Worriedly, we might imagine that the key to a sudden influx of new members is a
change to our worship service or one additional program or more and more
activities or a slightly tweaked advertising strategy. These musings can be
constructive if each of us is asking “What can I do?” rather than “What should
others in the church be doing?" . . . and if we all stay focused on following in
the ways of Jesus . . . and if we’re not flailing about to please hypothetical
visitors in some misplaced belief that spirituality is a commodity we produce
to fit consumer expectations. Up to a point, we need to accommodate the
preferences of potential church members, anticipating, for instance, the best
time and place for us to gather for worship and prioritizing the needs of those
who are not yet with us over our own. But our faith community is not forming to
serve up the spiritual equivalent of Happy Meals—even if that’s what sells.
While I
would love for us to grow our numbers rapidly, I’m afraid the standard formula
for doing so may not work for us. One blogger has recommended “prepack[aging]

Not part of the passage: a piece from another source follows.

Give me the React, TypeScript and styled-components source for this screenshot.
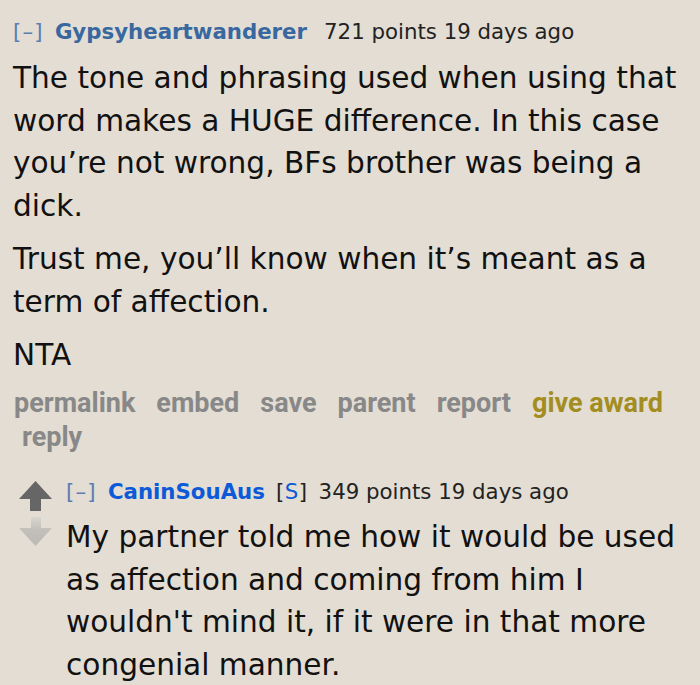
import React from "react";
import styled, { createGlobalStyle } from "styled-components";

const GlobalStyle = createGlobalStyle`
	html, body {
		margin: 0;
		padding: 0;
		background: #e3ddd3;
	}
	body {
		font-family: "DejaVu Sans", Verdana, sans-serif;
		color: #111;
	}
`;

const Page = styled.div`
	width: 700px;
	height: 685px;
	overflow: hidden;
	box-sizing: border-box;
	padding: 16.5px 4px 0 13px;
	background: #e3ddd3;
`;

const Comment = styled.div`
	display: flex;
	align-items: flex-start;
`;

const Child = styled.div`
	margin-top: 23.5px;
`;

const MidCol = styled.div`
	display: flex;
	flex-direction: column;
	gap: 6px;
	width: 33px;
	margin: 4px 14px 0 6px;
	flex-shrink: 0;
`;

const Entry = styled.div`
	flex: 1;
	min-width: 0;
`;

const Tagline = styled.p`
	display: flex;
	align-items: baseline;
	margin: 0;
	font-size: 21.3px;
	line-height: 30px;
	color: #222;
	white-space: nowrap;
`;

const Expand = styled.span`
	color: #5a7db3;
	letter-spacing: 1.2px;
	margin-right: 11px;
`;

const Author = styled.span<{ $submitter?: boolean; $gap: number }>`
	font-weight: bold;
	color: ${(p) => (p.$submitter ? "#0c5ad8" : "#38689f")};
	margin-right: ${(p) => p.$gap}px;
`;

const Attrs = styled.span`
	margin-right: 11px;
	letter-spacing: 0.5px;
	color: #222;

	b {
		font-weight: normal;
		color: #0c5ad8;
	}
`;

const Body = styled.div<{ $top: number }>`
	margin-top: ${(p) => p.$top}px;
	font-size: 29.6px;
	line-height: 42.5px;
	color: #111;

	p {
		margin: 0 0 11px;
	}
	p:last-child {
		margin-bottom: 0;
	}
`;

const Buttons = styled.div`
	margin-top: 9px;
`;

const ButtonRow = styled.ul<{ $indent?: number }>`
	display: flex;
	gap: 21px;
	list-style: none;
	margin: 0;
	padding: 0 0 0 ${(p) => p.$indent ?? 1}px;
	font-family: Roboto, "Liberation Sans", sans-serif;
	font-weight: bold;
	font-size: 27px;
	line-height: 34px;
	white-space: nowrap;
`;

const ButtonLink = styled.li<{ $award?: boolean }>`
	color: ${(p) => (p.$award ? "#a38d22" : "#888888")};
`;

const Arrow = styled.svg`
	display: block;
	width: 33px;
`;

function UpArrow() {
	return (
		<Arrow viewBox="0 0 33 30" height="30">
			<polygon points="16.5,0 33,18 22,18 22,30 11,30 11,18 0,18" fill="#666666" />
		</Arrow>
	);
}

function DownArrow() {
	return (
		<Arrow viewBox="0 0 33 29" height="29">
			<defs>
				<linearGradient id="dn" x1="0" y1="0" x2="0" y2="1">
					<stop offset="0" stopColor="#d8d4ce" />
					<stop offset="0.45" stopColor="#c2bfba" />
					<stop offset="1" stopColor="#bdbab5" />
				</linearGradient>
			</defs>
			<polygon points="12,0 22,0 22,11 33,11 16.5,29 0,11 12,11" fill="url(#dn)" />
		</Arrow>
	);
}

const buttons = ["permalink", "embed", "save", "parent", "report"];

export default function App() {
	return (
		<>
			<GlobalStyle />
			<Page>
				<Entry>
					<Tagline>
						<Expand>[–]</Expand>
						<Author $gap={17}>Gypsyheartwanderer</Author>
						<span>721 points 19 days ago</span>
					</Tagline>
					<Body $top={10.6}>
						<p>
							The tone and phrasing used when using that word makes a HUGE difference. In this
							case you’re not wrong, BFs brother was being a dick.
						</p>
						<p>Trust me, you’ll know when it’s meant as a term of affection.</p>
						<p>NTA</p>
					</Body>
					<Buttons>
						<ButtonRow>
							{buttons.map((b) => (
								<ButtonLink key={b}>{b}</ButtonLink>
							))}
							<ButtonLink $award>give award</ButtonLink>
						</ButtonRow>
						<ButtonRow $indent={9}>
							<ButtonLink>reply</ButtonLink>
						</ButtonRow>
					</Buttons>
				</Entry>

				<Child>
					<Comment>
						<MidCol>
							<UpArrow />
							<DownArrow />
						</MidCol>
						<Entry>
							<Tagline>
								<Expand>[–]</Expand>
								<Author $submitter $gap={11}>CaninSouAus</Author>
								<Attrs>
									[<b>S</b>]
								</Attrs>
								<span>349 points 19 days ago</span>
							</Tagline>
							<Body $top={9}>
								<p>
									My partner told me how it would be used
									<br />
									as affection and coming from him I
									<br />
									wouldn't mind it, if it were in that more
									<br />
									congenial manner.
								</p>
							</Body>
						</Entry>
					</Comment>
				</Child>
			</Page>
		</>
	);
}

the Gospel” with this “quick and easy formula”: Take “1 dynamic preacher, 3
good musicians, a well selected location, and lots of marketing dollars” and in
“two years’ time” you’ll have a church (http://jeremiahgibbs.com/2013/09/17/chipotles-scarecrow-and-theology-what-the-church-can-learn-about-witness-from-a-burrito/#more-204).
I’d love to
have lots of money to devote to lots of marketing (though I suspect that even
in the 21st century our love for God and one another and especially
for those on the margins should be our best way to be known in our community).
I’d love to
have the perfect location for Open Table (though the perfect location for a
progressive church to grow numerically would not be ANYWHERE in conservative
Mobile, AL).
I’d love to
have 3 or more fabulous musicians, and God knows I’d love for us to have a
dynamic preacher!
But the
standard formula doesn’t quite fit us because the gospel we are offering is not
one we can prepackage and churn out for mass consumption. In fact, our Good
News involves a rethinking of the Good News as you’ve heard it previously. As
your pastor, I’ve got nothing for you, nothing at all—no glitz, no charm, no
charisma, no brilliance—nothing but a Gospel that is, for me, truly Good News. That’s
all I’ve got.
Open Table
offers a Gospel that is demanding. And the demands of the Gospel don’t sit well
with consumers who think they can place an order and have God delivered to them
when and where and how they wish. The good news we preach and teach and try to
live is about loving even our enemies, giving up control, forgiving, losing our
lives in order to find them, dying to the old ego-driven self, living in
grateful connectedness to all creation, recognizing our own belovedness while
at the same time knowing that life is not all about me or you. The good news we
teach and preach and try to live has nothing to do with believing certain
doctrine in order to go to heaven but has everything to do with falling
trustfully into the arms of Love and working selflessly to usher in God’s ways
of peace and justice right here and now. The Gospel as we understand it is not
about bolstering the faith you walked in with but challenging you to hear God’s
voice unsettle your convictions. The Gospel is not about providing pat answers
but about living the questions. But how many people in this city or in this
world do you think will really think that’s “good news”? How in the world could
Madison Avenue sell this?
Not only is
the Gospel we live demanding, but the community we create around this Gospel is
diverse. We come from many different walks of life and church backgrounds. Our
politics and personal histories and abilities vary. We are unabashedly “out” as
an open and affirming church, but we’re not “the gay church” and our
progressive label means, to us, something broader than being open and affirming
or social justice-oriented. Our diversity and a desire for even greater
diversity is certainly no short cut for growing a church.
It’s not
only the demanding Gospel we live and the diverse community we create that
complicates our growth—it’s also the deeper spirituality for which we strive.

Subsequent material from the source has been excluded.